1. Requests vs limits, QoS, and the two failure modes

Before touching VPA, internalize what the scheduler and kubelet actually do with these numbers, because VPA only ever changes one of them.

Requests are a scheduling contract. kube-scheduler sums pod requests against each node’s allocatable capacity and places the pod where it fits. Requests reserve capacity whether or not the pod uses it.
Limits are an enforcement ceiling, applied by the kernel via cgroups. CPU over a limit is throttled (CFS throttling — the pod is slowed, not killed). Memory over a limit is OOMKilled — the kernel terminates the container, the kubelet restarts it, and you see a CrashLoopBackOff if it repeats.

That asymmetry produces the two failure modes:

Mis-set value	Consequence	Who pays
Requests too high	Capacity reserved but idle; nodes fill on paper at 30% real use	The bill
Requests too low	Pods crammed onto nodes, then evicted under node pressure	Reliability
Memory limit too low	OOMKill, restart, CrashLoopBackOff	Reliability
CPU limit too low	Silent CFS throttling, latency spikes	Latency SLOs

QoS class is derived from these values and decides eviction order when a node runs out of memory:

QoS class	Condition	Eviction priority
`Guaranteed`	requests == limits for every container, CPU and memory	Evicted last
`Burstable`	at least one request set, but not Guaranteed	Middle
`BestEffort`	no requests or limits at all	Evicted first

The single most important rule on this page: set memory requests == memory limits for anything you care about. It pins the pod to Guaranteed for memory, removes the burst headroom that lures you into OOMKills, and makes scheduling deterministic. For CPU, leave the limit off or set it generously — CPU is compressible, and a low CPU limit throttles you for no capacity benefit.
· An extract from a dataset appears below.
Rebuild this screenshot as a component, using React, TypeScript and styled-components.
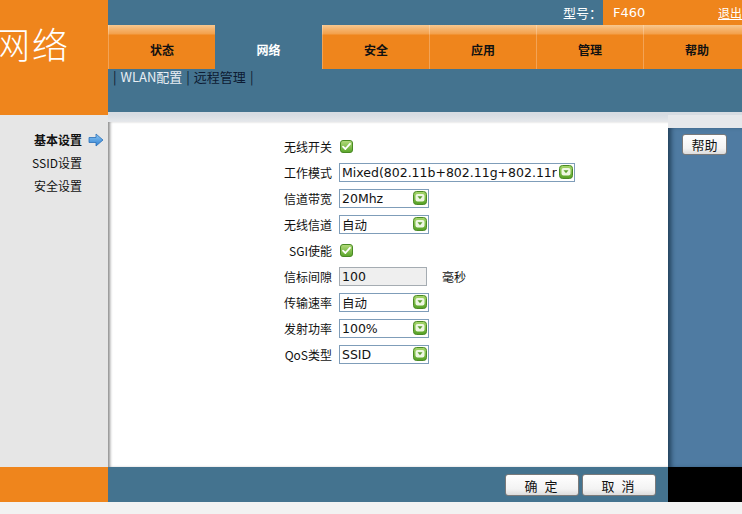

VPA’s job is to find the right request number; you decide the request/limit relationship.

2. VPA architecture: recommender, updater, admission controller

VPA is not built into Kubernetes. You install it from the autoscaler repo, and it ships as three independent components plus a CRD:

Recommender — watches live usage via the metrics API and historical samples, and writes target, lowerBound, and upperBound numbers into the VPA object’s status. This component does the math and is safe to run alone.
Updater — reads recommendations and, in Auto/Recreate mode, evicts pods whose requests are out of bounds so they get rescheduled with new values. It does not patch running pods in place (in-place resize is a separate, newer KEP).
Admission controller — a mutating webhook that rewrites a pod’s resource requests at creation time to match the recommendation. Without it, evicted pods would just come back with the same old requests.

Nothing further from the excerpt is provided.